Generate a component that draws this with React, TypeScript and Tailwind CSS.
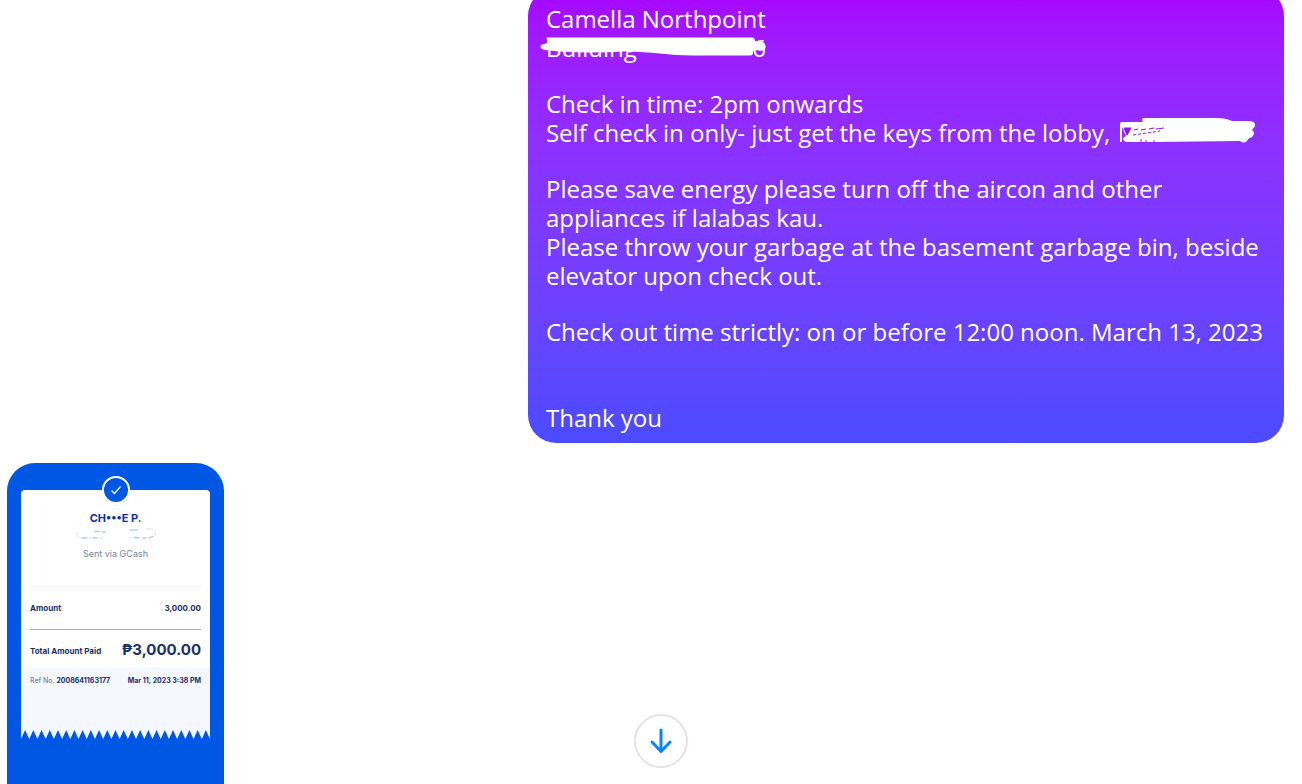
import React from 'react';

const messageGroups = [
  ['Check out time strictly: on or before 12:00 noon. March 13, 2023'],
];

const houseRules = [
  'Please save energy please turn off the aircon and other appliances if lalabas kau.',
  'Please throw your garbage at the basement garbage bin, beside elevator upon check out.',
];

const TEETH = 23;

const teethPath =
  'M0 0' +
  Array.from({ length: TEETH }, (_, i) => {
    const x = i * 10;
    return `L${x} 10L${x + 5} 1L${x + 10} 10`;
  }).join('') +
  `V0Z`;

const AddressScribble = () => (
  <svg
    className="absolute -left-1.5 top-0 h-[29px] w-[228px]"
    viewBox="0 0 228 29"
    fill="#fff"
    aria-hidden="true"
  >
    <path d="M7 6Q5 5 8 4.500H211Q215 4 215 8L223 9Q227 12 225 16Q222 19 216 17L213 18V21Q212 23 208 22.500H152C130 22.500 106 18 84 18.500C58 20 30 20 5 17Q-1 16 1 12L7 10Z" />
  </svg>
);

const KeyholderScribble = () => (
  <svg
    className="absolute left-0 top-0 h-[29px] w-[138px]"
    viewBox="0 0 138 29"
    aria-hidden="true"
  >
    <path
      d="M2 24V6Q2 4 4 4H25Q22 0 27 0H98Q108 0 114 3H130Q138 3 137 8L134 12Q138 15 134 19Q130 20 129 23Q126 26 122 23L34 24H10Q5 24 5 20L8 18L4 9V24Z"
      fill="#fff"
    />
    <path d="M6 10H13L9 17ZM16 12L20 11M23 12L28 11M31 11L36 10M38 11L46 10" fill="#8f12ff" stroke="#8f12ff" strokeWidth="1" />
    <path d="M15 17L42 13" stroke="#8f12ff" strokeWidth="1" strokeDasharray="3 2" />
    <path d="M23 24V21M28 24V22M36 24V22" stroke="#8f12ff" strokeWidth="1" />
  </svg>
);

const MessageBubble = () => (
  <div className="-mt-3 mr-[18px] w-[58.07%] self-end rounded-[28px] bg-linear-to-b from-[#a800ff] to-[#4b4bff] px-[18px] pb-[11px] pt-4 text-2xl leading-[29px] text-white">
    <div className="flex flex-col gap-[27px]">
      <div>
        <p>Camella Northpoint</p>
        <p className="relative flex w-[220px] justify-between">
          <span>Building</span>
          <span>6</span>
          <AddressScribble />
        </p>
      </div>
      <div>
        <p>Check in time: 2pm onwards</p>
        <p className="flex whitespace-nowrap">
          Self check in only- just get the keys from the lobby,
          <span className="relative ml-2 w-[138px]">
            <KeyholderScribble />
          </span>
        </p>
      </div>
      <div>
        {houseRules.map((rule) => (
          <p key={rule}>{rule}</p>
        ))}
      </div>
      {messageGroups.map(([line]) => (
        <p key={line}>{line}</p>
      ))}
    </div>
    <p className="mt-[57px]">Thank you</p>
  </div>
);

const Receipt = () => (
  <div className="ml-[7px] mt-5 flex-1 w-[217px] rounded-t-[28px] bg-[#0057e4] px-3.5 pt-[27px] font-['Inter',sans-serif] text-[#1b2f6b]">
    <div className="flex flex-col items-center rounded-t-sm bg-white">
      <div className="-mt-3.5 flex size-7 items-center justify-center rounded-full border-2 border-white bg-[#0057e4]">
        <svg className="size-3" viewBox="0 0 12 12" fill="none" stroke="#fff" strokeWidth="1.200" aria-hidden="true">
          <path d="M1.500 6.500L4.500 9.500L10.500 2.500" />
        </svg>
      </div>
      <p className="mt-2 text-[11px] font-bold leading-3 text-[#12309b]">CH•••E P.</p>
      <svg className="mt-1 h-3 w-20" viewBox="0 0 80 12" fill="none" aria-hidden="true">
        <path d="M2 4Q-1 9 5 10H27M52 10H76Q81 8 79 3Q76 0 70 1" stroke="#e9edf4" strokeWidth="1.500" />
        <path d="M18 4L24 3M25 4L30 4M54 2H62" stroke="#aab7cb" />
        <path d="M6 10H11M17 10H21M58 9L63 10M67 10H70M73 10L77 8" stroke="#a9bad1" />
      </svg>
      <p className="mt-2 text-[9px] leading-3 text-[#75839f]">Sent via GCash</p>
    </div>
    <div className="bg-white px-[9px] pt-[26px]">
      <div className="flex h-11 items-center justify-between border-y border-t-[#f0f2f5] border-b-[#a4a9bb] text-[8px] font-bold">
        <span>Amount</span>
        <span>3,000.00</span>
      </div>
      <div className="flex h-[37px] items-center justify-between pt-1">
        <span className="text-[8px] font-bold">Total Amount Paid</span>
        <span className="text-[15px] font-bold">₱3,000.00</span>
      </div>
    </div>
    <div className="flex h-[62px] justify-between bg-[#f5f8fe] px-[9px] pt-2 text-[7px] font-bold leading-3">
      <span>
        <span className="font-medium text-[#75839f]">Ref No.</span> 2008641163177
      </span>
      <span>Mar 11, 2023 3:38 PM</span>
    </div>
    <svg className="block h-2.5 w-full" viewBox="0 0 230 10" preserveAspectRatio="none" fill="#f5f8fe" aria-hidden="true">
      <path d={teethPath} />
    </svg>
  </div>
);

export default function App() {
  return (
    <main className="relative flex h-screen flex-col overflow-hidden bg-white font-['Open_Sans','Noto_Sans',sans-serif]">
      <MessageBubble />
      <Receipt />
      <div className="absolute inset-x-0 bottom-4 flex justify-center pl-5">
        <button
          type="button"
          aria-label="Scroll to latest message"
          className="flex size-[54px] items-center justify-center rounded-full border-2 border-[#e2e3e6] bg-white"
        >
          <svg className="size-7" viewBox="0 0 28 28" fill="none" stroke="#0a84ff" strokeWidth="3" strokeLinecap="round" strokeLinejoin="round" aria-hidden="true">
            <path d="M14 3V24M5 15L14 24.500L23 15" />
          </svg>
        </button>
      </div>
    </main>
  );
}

-=-=-

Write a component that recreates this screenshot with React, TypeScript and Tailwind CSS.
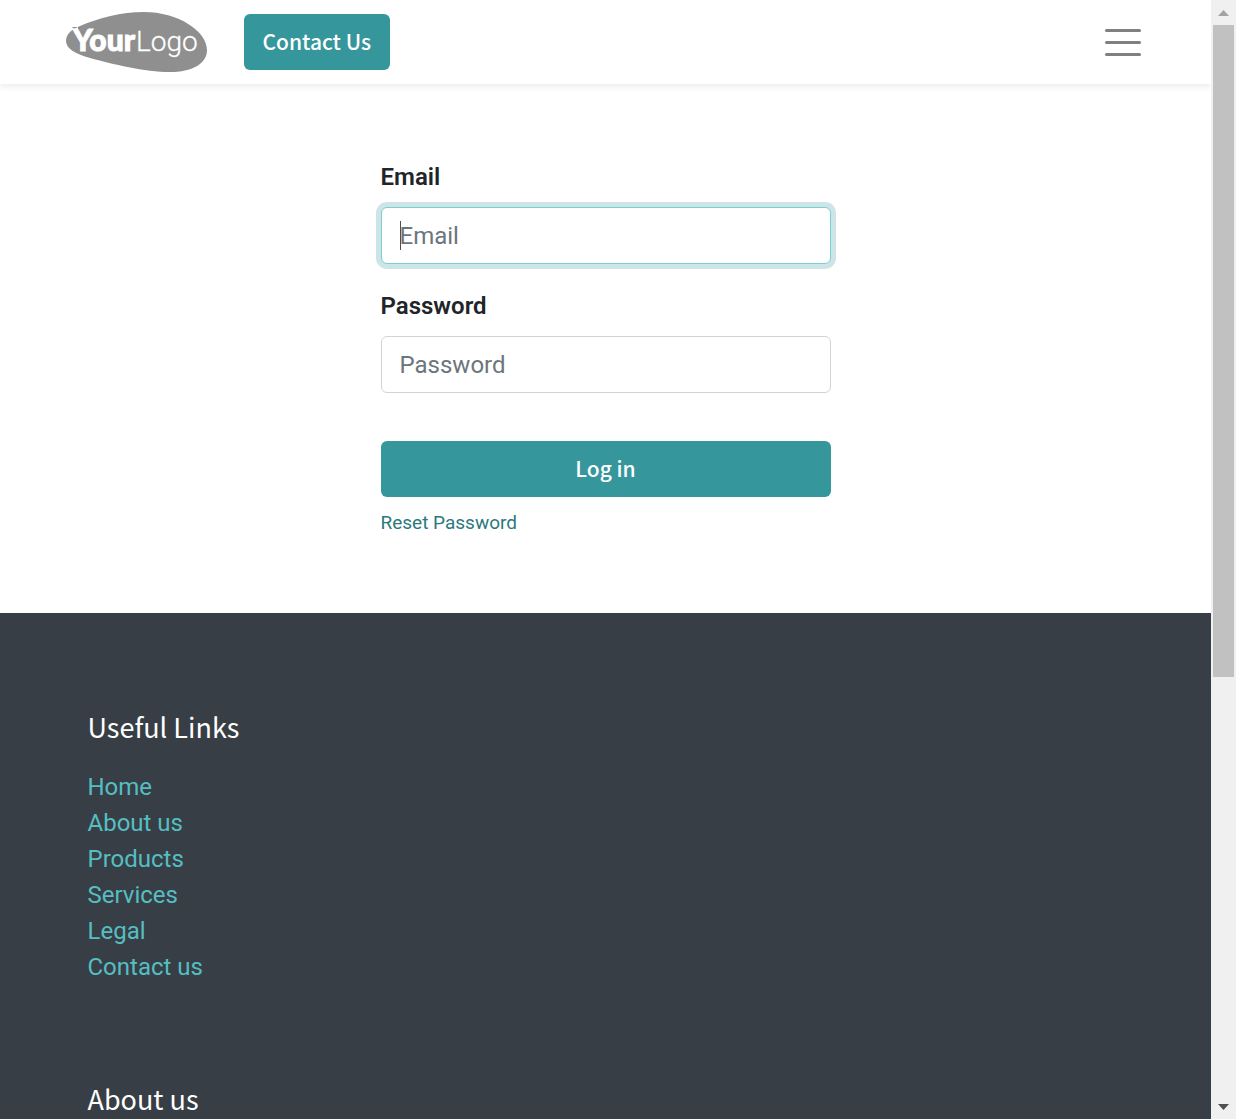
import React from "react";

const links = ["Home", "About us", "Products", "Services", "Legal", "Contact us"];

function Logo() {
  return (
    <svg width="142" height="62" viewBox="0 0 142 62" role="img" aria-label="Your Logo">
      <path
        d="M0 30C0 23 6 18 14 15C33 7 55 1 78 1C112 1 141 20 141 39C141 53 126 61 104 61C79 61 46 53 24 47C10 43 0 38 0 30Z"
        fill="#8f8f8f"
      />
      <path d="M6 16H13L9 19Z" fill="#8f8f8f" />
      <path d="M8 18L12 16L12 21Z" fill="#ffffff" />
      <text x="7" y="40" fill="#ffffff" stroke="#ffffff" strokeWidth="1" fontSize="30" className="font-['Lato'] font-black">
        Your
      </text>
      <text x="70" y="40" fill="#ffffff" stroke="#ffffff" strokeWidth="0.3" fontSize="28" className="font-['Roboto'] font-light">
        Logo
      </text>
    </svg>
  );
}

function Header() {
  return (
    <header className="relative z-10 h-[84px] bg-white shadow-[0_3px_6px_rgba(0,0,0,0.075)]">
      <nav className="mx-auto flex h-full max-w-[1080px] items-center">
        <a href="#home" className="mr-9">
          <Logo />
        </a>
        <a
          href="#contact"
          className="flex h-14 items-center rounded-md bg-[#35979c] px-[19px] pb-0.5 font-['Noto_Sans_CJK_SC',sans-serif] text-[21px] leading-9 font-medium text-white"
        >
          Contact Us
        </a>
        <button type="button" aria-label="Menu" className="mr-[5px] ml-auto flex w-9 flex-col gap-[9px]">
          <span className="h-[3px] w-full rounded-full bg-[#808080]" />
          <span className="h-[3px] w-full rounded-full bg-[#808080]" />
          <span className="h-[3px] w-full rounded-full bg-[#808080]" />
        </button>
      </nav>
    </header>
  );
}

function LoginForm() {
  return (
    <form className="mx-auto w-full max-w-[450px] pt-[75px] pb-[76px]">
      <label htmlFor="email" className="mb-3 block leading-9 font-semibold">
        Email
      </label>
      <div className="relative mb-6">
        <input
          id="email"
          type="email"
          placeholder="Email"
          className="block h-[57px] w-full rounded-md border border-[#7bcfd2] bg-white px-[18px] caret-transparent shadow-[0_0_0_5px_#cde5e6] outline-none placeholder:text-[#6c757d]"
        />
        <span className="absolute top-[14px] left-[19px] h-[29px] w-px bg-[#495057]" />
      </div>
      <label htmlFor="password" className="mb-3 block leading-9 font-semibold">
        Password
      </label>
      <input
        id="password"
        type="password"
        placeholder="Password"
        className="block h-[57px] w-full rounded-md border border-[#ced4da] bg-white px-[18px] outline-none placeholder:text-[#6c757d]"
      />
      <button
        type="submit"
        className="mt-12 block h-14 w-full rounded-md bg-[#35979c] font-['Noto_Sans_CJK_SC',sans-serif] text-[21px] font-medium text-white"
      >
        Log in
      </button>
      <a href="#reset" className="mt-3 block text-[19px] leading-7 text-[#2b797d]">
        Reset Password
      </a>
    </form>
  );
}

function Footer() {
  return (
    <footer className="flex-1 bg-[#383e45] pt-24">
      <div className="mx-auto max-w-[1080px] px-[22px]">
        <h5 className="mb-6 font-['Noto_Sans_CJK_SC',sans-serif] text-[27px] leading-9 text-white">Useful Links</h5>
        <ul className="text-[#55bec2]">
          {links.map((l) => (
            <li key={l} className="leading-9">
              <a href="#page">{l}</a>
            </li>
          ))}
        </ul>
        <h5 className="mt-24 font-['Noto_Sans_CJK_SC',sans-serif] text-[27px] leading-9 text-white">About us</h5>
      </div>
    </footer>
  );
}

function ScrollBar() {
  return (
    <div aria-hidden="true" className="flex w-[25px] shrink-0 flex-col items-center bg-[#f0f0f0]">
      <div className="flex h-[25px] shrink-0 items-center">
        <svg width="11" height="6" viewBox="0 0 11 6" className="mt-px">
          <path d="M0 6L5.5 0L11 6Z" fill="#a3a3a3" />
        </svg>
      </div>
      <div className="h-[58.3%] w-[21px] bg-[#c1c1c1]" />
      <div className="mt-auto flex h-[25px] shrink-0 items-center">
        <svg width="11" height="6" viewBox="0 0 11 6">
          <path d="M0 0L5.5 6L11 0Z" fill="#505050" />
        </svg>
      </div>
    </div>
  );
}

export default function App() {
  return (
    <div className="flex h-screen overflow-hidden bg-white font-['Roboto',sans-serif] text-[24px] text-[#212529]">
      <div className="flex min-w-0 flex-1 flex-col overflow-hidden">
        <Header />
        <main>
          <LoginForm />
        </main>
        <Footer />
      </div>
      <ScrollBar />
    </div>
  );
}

-=-=-

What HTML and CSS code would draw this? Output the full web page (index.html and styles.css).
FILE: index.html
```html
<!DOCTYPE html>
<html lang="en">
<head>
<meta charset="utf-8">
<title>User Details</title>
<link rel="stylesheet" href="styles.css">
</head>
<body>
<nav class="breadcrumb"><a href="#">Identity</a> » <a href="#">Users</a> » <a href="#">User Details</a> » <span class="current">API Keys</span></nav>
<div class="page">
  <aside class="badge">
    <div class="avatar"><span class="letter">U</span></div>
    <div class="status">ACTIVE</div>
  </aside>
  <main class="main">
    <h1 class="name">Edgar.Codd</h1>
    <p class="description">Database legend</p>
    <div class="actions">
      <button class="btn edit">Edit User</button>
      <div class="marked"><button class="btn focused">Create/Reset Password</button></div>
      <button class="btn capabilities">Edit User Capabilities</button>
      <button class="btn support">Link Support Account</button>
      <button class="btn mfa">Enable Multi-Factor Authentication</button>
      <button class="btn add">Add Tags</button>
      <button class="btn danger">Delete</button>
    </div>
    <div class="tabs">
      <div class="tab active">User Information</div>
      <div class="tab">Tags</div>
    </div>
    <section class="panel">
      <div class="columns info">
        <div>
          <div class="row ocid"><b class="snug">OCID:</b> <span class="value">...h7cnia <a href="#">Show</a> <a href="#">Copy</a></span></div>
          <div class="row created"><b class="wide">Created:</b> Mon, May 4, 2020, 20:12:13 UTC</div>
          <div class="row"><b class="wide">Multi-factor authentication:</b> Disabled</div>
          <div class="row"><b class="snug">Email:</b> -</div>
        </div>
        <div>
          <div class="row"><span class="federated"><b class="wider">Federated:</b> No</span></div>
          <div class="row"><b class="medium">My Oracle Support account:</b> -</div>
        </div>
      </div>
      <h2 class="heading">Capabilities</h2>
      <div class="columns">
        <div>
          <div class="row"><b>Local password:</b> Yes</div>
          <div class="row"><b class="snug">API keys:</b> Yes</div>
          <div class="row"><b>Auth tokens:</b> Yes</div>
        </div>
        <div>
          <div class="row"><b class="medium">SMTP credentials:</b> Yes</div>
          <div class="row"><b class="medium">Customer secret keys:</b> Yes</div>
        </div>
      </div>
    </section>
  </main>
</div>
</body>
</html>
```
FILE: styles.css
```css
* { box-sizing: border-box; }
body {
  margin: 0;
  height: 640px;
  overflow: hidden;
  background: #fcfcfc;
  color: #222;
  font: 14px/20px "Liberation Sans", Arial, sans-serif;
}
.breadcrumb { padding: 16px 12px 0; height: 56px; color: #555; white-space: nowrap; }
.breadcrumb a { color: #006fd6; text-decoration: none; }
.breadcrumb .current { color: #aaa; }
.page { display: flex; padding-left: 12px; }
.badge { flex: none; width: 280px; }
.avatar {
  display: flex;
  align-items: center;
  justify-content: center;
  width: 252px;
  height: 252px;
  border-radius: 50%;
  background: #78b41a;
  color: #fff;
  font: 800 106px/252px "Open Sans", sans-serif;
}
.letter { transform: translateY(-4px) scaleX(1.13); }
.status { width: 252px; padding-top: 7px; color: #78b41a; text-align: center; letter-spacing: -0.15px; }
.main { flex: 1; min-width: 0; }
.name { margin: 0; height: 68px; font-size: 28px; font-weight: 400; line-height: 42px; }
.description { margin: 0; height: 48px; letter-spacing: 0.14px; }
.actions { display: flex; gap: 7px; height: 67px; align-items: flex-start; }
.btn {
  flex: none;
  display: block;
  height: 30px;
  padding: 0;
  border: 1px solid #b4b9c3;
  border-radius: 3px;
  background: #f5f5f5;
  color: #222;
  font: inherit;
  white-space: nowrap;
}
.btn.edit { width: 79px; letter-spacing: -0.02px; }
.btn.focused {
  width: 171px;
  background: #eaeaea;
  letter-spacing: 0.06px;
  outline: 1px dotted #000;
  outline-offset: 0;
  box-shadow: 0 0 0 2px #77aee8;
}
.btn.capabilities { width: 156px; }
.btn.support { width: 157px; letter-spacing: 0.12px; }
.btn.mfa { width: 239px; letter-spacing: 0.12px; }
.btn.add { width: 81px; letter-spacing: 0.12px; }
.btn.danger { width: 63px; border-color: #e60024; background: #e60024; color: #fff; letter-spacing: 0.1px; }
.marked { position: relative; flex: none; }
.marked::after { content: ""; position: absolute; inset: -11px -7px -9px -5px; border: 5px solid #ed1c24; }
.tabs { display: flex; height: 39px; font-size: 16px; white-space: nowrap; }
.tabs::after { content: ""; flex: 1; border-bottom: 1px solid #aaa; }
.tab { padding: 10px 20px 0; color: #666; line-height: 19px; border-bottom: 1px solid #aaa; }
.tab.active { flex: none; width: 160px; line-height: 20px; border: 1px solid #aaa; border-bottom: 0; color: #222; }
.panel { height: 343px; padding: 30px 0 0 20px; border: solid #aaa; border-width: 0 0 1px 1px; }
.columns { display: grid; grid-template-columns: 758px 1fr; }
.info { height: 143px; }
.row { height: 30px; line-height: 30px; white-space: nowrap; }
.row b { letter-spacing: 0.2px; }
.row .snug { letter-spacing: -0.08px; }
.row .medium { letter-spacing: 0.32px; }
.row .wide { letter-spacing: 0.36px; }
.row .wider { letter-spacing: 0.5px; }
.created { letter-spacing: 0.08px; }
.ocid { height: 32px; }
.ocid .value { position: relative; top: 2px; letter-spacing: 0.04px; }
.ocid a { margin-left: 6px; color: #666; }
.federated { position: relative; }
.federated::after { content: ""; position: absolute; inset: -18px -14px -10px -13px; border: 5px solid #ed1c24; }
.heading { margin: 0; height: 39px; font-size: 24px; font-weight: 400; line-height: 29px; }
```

-=-=-

* [WHAT YOU HAVE TO DO] Copy each line in the data that holds the word "component".

* [WORKED SOLUTION]
Generate a component that draws this with React, TypeScript and Tailwind CSS.
Write a component that recreates this screenshot with React, TypeScript and Tailwind CSS.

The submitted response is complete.